In the end the shares were priced just above the mid-point at HK$118, which translated into a 5.4% discount versus yesterday’s closing price. The shares were marketed in a range between HK$116.10 and HK$119, or at a discount of 4.6% to 7%.

At the final price, the HKEx ended up selling 65.705 million new shares, which accounted for 6.1% of the existing share capital and about 15 days of trading volume, based on the daily average in the past month.

The deal attracted more than 180 investors, although the sources noted that allocations were concentrated towards the largest orders. The buyers included both existing shareholders and new investors and were said to comprise a good mix of global long-only investors and hedge funds, as well as wealth management accounts and some high-net-worth retail investors. Overall, the quality of the order book was said to be high.

Having raised a combined $1.5 billion from the equity capital markets in just over two months (including the $500 million CB), the HKEx has now committed not to issue any new shares in the next three months. In fact, unless it makes another major acquisition the company is unlikely to return to the market any time soon. The HKEx’s business generates a lot of cash and the recent two deals mark the first time it has tapped the capital markets — for equity or debt — since it became a public listed company in 2000.

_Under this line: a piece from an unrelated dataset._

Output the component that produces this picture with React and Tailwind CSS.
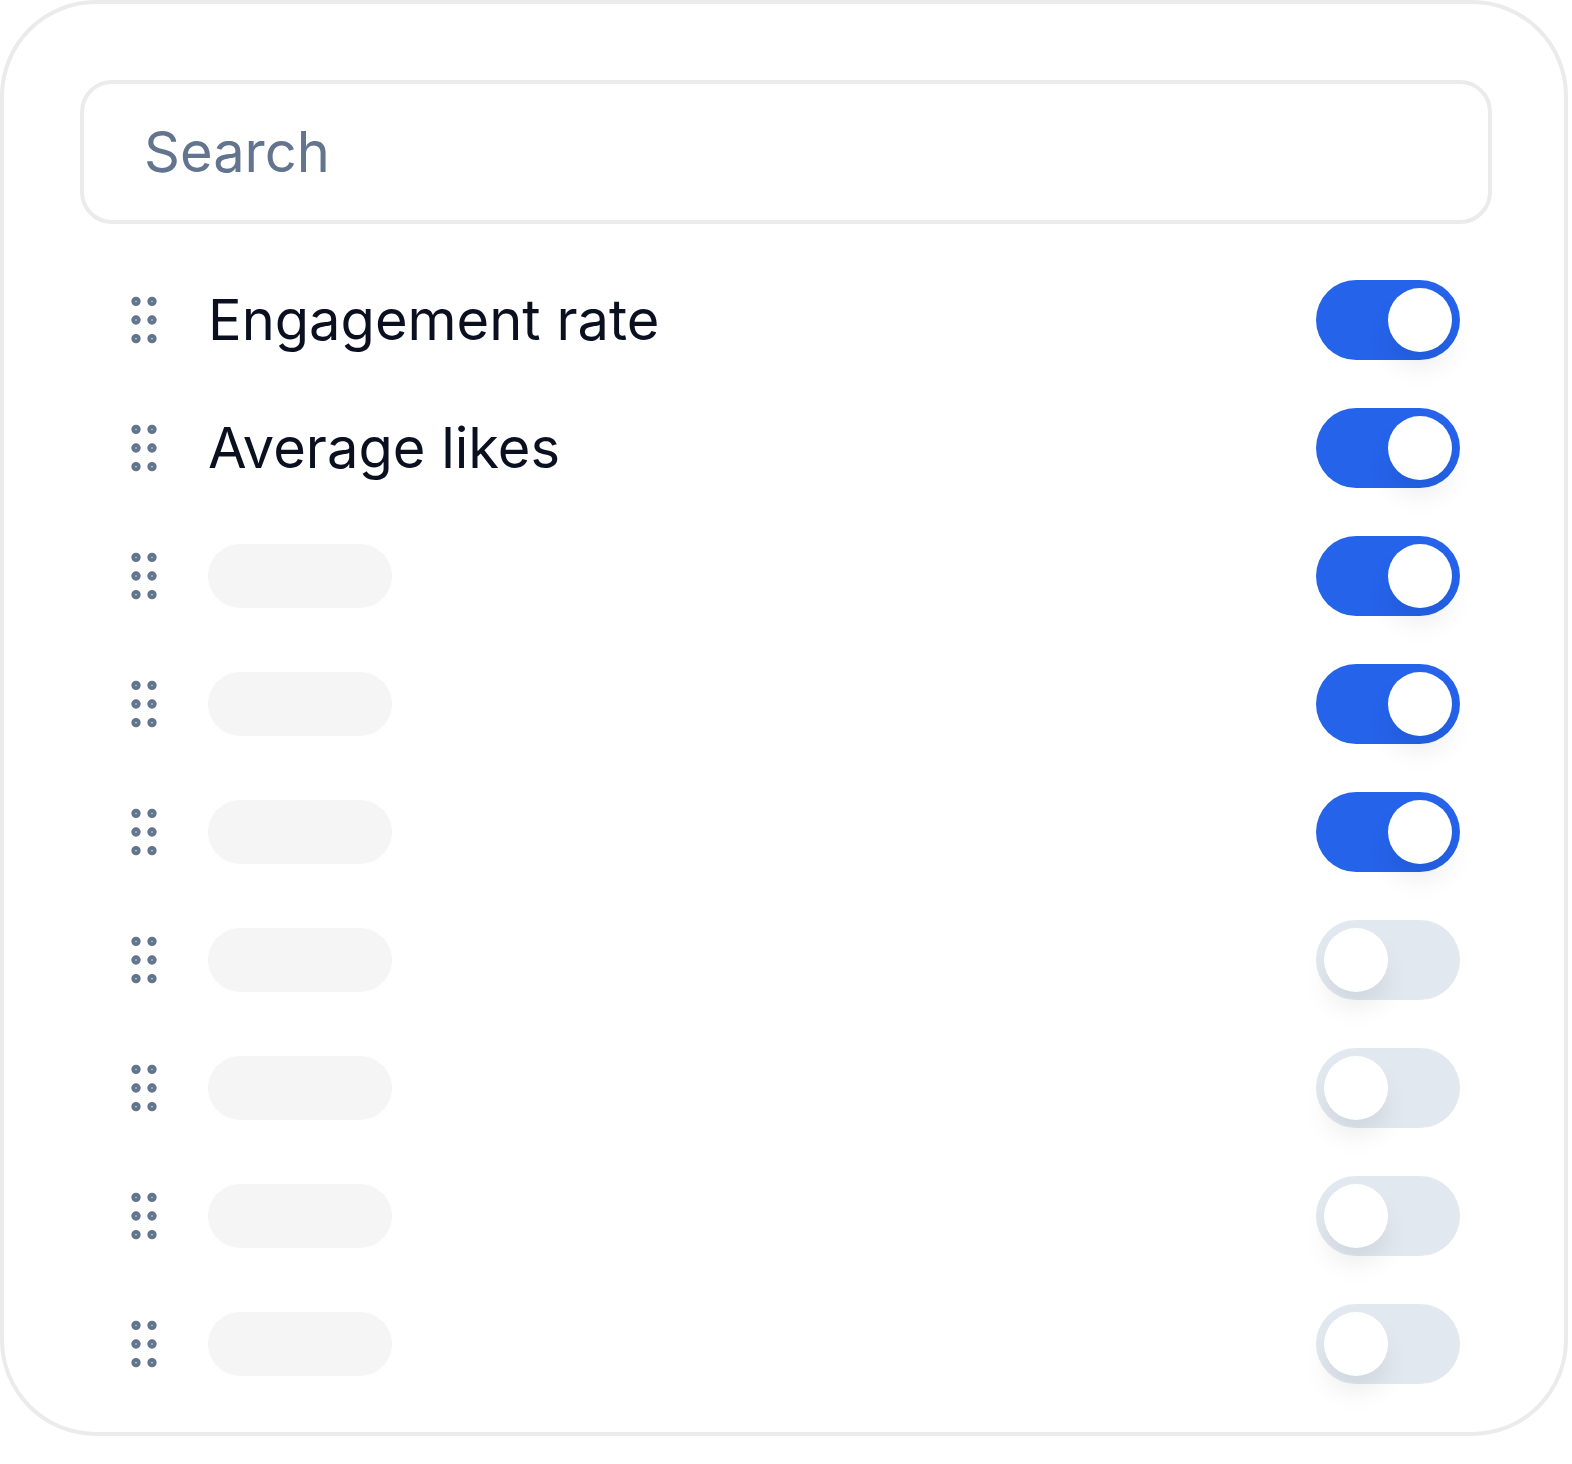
import { useState } from "react";

const rows = [
  { label: "Engagement rate", on: true },
  { label: "Average likes", on: true },
  { label: null, on: true },
  { label: null, on: true },
  { label: null, on: true },
  { label: null, on: false },
  { label: null, on: false },
  { label: null, on: false },
  { label: null, on: false },
];

function Grip() {
  return (
    <svg width="64" height="64" viewBox="0 0 24 24" fill="none" stroke="#62748e" strokeWidth="1.5" className="shrink-0">
      <circle cx="9" cy="5" r="1" />
      <circle cx="9" cy="12" r="1" />
      <circle cx="9" cy="19" r="1" />
      <circle cx="15" cy="5" r="1" />
      <circle cx="15" cy="12" r="1" />
      <circle cx="15" cy="19" r="1" />
    </svg>
  );
}

function Toggle({ on, onClick }) {
  return (
    <button
      onClick={onClick}
      className={
        on
          ? "flex w-[144px] h-[80px] shrink-0 items-center justify-end rounded-full bg-[#2563eb] p-[8px]"
          : "flex w-[144px] h-[80px] shrink-0 items-center justify-start rounded-full bg-[#e2e8f0] p-[8px]"
      }
    >
      <span className="block w-[64px] h-[64px] rounded-full bg-white shadow-[0_18px_30px_-6px_rgba(0,0,0,0.1)]" />
    </button>
  );
}

export default function App() {
  const [items, setItems] = useState(rows);

  function flip(i) {
    setItems(items.map((r, j) => (j === i ? { ...r, on: !r.on } : r)));
  }

  return (
    <div className="bg-white font-['Inter',sans-serif]">
      <div className="w-[1568px] rounded-[96px] border-4 border-[#ebebeb] bg-white pt-[76px] pb-[24px] pl-[76px] pr-[72px]">
        <div className="flex h-[144px] items-center rounded-[32px] border-4 border-[#ebebeb] pl-[60px]">
          <input
            placeholder="Search"
            className="w-full bg-transparent text-[56px] text-slate-900 outline-none placeholder:text-[#62748e]"
          />
        </div>

        <div className="mt-[32px] flex flex-col">
          {items.map((r, i) => (
            <div key={i} className="flex h-[128px] items-center px-[32px]">
              <Grip />
              <div className="ml-[32px] flex-1">
                {r.label ? (
                  <span className="text-[56px] leading-none text-[#0b1020]">{r.label}</span>
                ) : (
                  <div className="h-[64px] w-[184px] rounded-full bg-[#f5f5f5]" />
                )}
              </div>
              <Toggle on={r.on} onClick={() => flip(i)} />
            </div>
          ))}
        </div>
      </div>
    </div>
  );
}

The CB, which is the largest convertible bond sold into the public markets in Asia ex-Japan this year, has a five-year maturity and no investor put option. However, it does come with a short issuer call after two years, subject to the usual 130% hurdle, to give the issuer a bit more flexibility than if it had issued a straight bond. It also has a second call feature that allows the HKEx to redeem the CB at a price of 101 if the LME acquisition isn’t completed by April 23 next year — although it now looks highly unlikely that this will be triggered.

The CB has a 0.5% coupon and was priced with a 1% yield-to-maturity and a conversion premium of 34.57% over the closing price of HK$118.90 on the deal of issuance, resulting in an initial conversion price of HK$160 per share. The conversion premium has since shrunk to 28.2%.

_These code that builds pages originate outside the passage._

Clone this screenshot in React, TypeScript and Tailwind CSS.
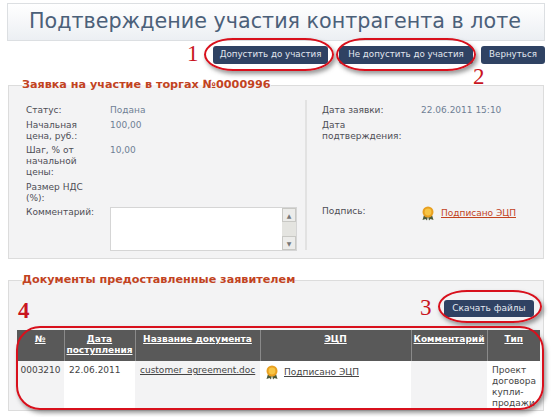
const font = { fontFamily: "'DejaVu Sans', sans-serif" };

function Medal() {
  return (
    <svg width="14" height="15" viewBox="0 0 14 15" className="shrink-0">
      <path d="M3 9 L1.5 14 L4.5 13 L6 14.5 L7 10 Z" fill="#4b5a3a" />
      <path d="M11 9 L12.5 14 L9.5 13 L8 14.5 L7 10 Z" fill="#4b5a3a" />
      <circle cx="7" cy="6" r="5.5" fill="#e8a020" />
      <circle cx="7" cy="6" r="3.4" fill="#f7c545" />
    </svg>
  );
}

function ActionButton({ label, className }: { label: string; className: string }) {
  return (
    <button className={`flex items-center justify-center rounded-[3px] bg-[#2f4263] text-[#e3e8f0] ${className}`}>
      {label}
    </button>
  );
}

function Field({ label, value }: { label: string; value?: string }) {
  return (
    <div className="grid grid-cols-[84px_1fr] pb-[3.5px] leading-[11px]">
      <span className="pr-3 text-[#4d4d55]">{label}</span>
      <span className="text-[#6f7f94]">{value}</span>
    </div>
  );
}

function Ring({ className }: { className: string }) {
  return (
    <div className={`pointer-events-none absolute border-2 border-[#d8101c] shadow-[2px_3px_4px_rgba(70,70,70,0.55)] ${className}`} />
  );
}

function Num({ n, className }: { n: string; className: string }) {
  return (
    <span
      className={`absolute text-[23px] leading-none text-[#c9141e] ${className}`}
      style={{ fontFamily: "'Liberation Serif', serif" }}
    >
      {n}
    </span>
  );
}

const heads = ["№", "Дата поступления", "Название документа", "ЭЦП", "Комментарий", "Тип"];

export default function App() {
  return (
    <div className="relative h-[417px] w-[552px] overflow-hidden bg-white text-[9px]" style={font}>
      <div className="mx-[7px] mt-[3px] flex h-[38px] items-center justify-center border border-[#dcdfe2] bg-gradient-to-b from-white to-[#eceff3] pr-[2px] text-[20.7px] text-[#4b6079]">
        Подтверждение участия контрагента в лоте
      </div>

      <div className="mt-[5px] flex justify-end pr-[7px]">
        <ActionButton label="Допустить до участия" className="h-[18px] w-[115px] text-[8.7px]" />
        <ActionButton label="Не допустить до участия" className="ml-[11px] h-[18px] w-[134px] text-[8.7px]" />
        <ActionButton label="Вернуться" className="ml-2 h-[18px] w-[64px] text-[8.7px]" />
      </div>

      <fieldset className="mx-2 mt-[14px] h-[181px] border border-[#dcdcdc] bg-[#f3f3f4] p-0">
        <legend className="ml-[13px] text-[11.2px] leading-[14px] font-bold text-[#c2431f]">
          Заявка на участие в торгах №0000996
        </legend>
        <div className="flex pt-2 pl-[17px]">
          <div className="h-[150px] w-[281px] border-r-2 border-[#e2e2e2] pt-[5px] pr-2">
            <Field label="Статус:" value="Подана" />
            <Field label="Начальная цена, руб.:" value="100,00" />
            <Field label="Шаг, % от начальной цены:" value="10,00" />
            <Field label="Размер НДС (%):" />
            <div className="grid grid-cols-[84px_1fr] leading-[11px]">
              <span className="text-[#4d4d55]">Комментарий:</span>
              <div className="flex h-[44px] justify-end border border-[#d5d5d5] bg-white">
                <div className="flex w-[14px] flex-col justify-between bg-[#e4e4e0]">
                  <div className="flex h-[14px] items-center justify-center border border-[#c8c8c4] bg-[#ececea] text-[6px] text-[#777]">▲</div>
                  <div className="flex h-[14px] items-center justify-center border border-[#c8c8c4] bg-[#ececea] text-[6px] text-[#777]">▼</div>
                </div>
              </div>
            </div>
          </div>
          <div className="flex h-[150px] flex-1 flex-col pt-[5px] pl-[15px]">
            <div className="grid grid-cols-[99px_1fr] pb-1 leading-[11px]">
              <span className="text-[#4d4d55]">Дата заявки:</span>
              <span className="text-[#6f7f94]">22.06.2011 15:10</span>
            </div>
            <div className="grid grid-cols-[99px_1fr] leading-[11px]">
              <span className="text-[#4d4d55]">Дата подтверждения:</span>
            </div>
            <div className="mt-auto mb-[29px] grid grid-cols-[99px_1fr] leading-[11px]">
              <span className="text-[#4d4d55]">Подпись:</span>
              <span className="flex items-center gap-[6px]">
                <Medal />
                <span className="text-[#c2431f] underline">Подписано ЭЦП</span>
              </span>
            </div>
          </div>
        </div>
      </fieldset>

      <fieldset className="mx-2 mt-[14px] h-[138px] border border-[#dcdcdc] bg-[#f3f3f4] p-0">
        <legend className="ml-[13px] text-[11.2px] leading-[14px] font-bold text-[#c2431f]">
          Документы предоставленные заявителем
        </legend>
        <div className="flex justify-end pt-[13px] pr-[9px]">
          <ActionButton label="Скачать файлы" className="h-[17px] w-[90px] text-[9px]" />
        </div>
        <table className="mt-[13px] ml-2 w-[523px] table-fixed border-collapse">
          <colgroup>
            <col className="w-[47px]" />
            <col className="w-[71px]" />
            <col className="w-[125px]" />
            <col className="w-[151px]" />
            <col className="w-[76px]" />
            <col className="w-[53px]" />
          </colgroup>
          <thead>
            <tr className="h-[31px] bg-[#595959]">
              {heads.map((h) => (
                <th key={h} className="border-r border-[#8a8a8a] pt-[4px] text-center align-top text-[9px] leading-[11px] font-bold text-white underline last:border-r-0">
                  {h}
                </th>
              ))}
            </tr>
          </thead>
          <tbody>
            <tr className="h-[49px] align-top leading-[11px] text-[#444]">
              <td className="bg-[#f3f3f4] pt-[4px] text-center">0003210</td>
              <td className="bg-white pt-[4px] pl-[5px]">22.06.2011</td>
              <td className="bg-[#f3f3f4] pt-[4px] pl-[5px] whitespace-nowrap underline">customer_agreement.doc</td>
              <td className="bg-white pt-[4px] pl-[5px]">
                <span className="flex items-center gap-[5px]">
                  <Medal />
                  <span className="underline">Подписано ЭЦП</span>
                </span>
              </td>
              <td className="bg-[#f3f3f4]" />
              <td className="bg-white pt-[4px] pl-[5px]">
                <div className="h-[45px] overflow-hidden">Проект договора купли-продажи</div>
              </td>
            </tr>
          </tbody>
        </table>
      </fieldset>

      <Ring className="top-[38px] left-[204px] h-[33px] w-[130px] rounded-[30px/17px]" />
      <Ring className="top-[38px] left-[336px] h-[33px] w-[140px] rounded-[30px/17px]" />
      <Ring className="top-[290px] left-[438px] h-[33px] w-[104px] rounded-[30px/17px]" />
      <Ring className="top-[326px] left-[16px] h-[84px] w-[528px] rounded-[24px]" />

      <Num n="1" className="top-[42px] left-[187px]" />
      <Num n="2" className="top-[65px] left-[473px]" />
      <Num n="3" className="top-[296px] left-[420px]" />
      <Num n="4" className="top-[299px] left-[18px] font-bold" />
    </div>
  );
}
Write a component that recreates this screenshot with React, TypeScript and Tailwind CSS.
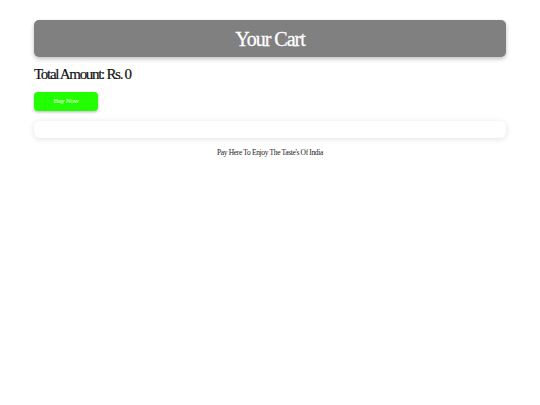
export default function App() {
  return (
    <div className="min-h-screen bg-white font-['Liberation_Serif',serif]">
      <div className="px-[34px] pt-5">
        <div className="flex h-[37px] items-center justify-center rounded-[5px] bg-[#808080] shadow-[0_2px_4px_rgba(0,0,0,0.25)]">
          <h1 className="text-[20px] text-white tracking-[-1px] [-webkit-text-stroke:0.3px_white]">Your Cart</h1>
        </div>
        <h2 className="mt-[8px] text-[15px] leading-[18px] text-[#111] tracking-[-1.3px] [-webkit-text-stroke:0.2px_#111]">
          Total Amount: Rs. 0
        </h2>
        <button className="mt-[9px] flex h-[19px] w-16 items-center justify-center rounded-[4px] bg-[#22ff00] text-[7px] text-white tracking-[-0.3px] shadow-[0_1px_3px_rgba(0,0,0,0.3)]">
          Buy Now
        </button>
        <div className="mt-[10px] h-[17px] rounded-[6px] bg-white shadow-[0_1px_6px_rgba(0,0,0,0.12)]"></div>
        <p className="mt-[9px] text-center text-[7.5px] text-[#222] tracking-[-0.35px]">
          Pay Here To Enjoy The Taste's Of India
        </p>
      </div>
    </div>
  );
}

The CB too was highly sought after and it too was upsized by 25% to from an initial deal size of $400 million.

In a statement issued yesterday afternoon, the HKEx said that the UK’s Financial Services Authority has approved the LME acquisition by way of a scheme of arrangement and a capital reduction. The next step in the process of getting the deal across the line is a hearing of the petition to the High Court of England and Wales to sanction the scheme of arrangement and confirm the related capital reduction of the LME. This is expected to happen on December 5.

Assuming it will get that sanction, the scheme of arrangement is expected to become unconditional and effective on or around December 6, the HKEx said. This means the transaction, which marks the HKEx’s first real foray into commodities trading, should close before the end of the year as scheduled.

“The acquisition of LME Holdings represents a unique opportunity for us to acquire in one stroke a position of global leadership in the commodities market,” Charles Li, the CEO of HKEx, said when the deal was announced in June. “This is consistent with our strategy to expand beyond equities and equity derivatives and offers significant opportunities for revenue growth. HKEx brings a unique ability to help the LME grow its business in Asia and, particularly, China and we will capitalise on this to deliver value for all our stakeholders.”

Deutsche Bank, HSBC and UBS were joint bookrunners for the placement, with Deutsche and UBS playing a more active role in building the book.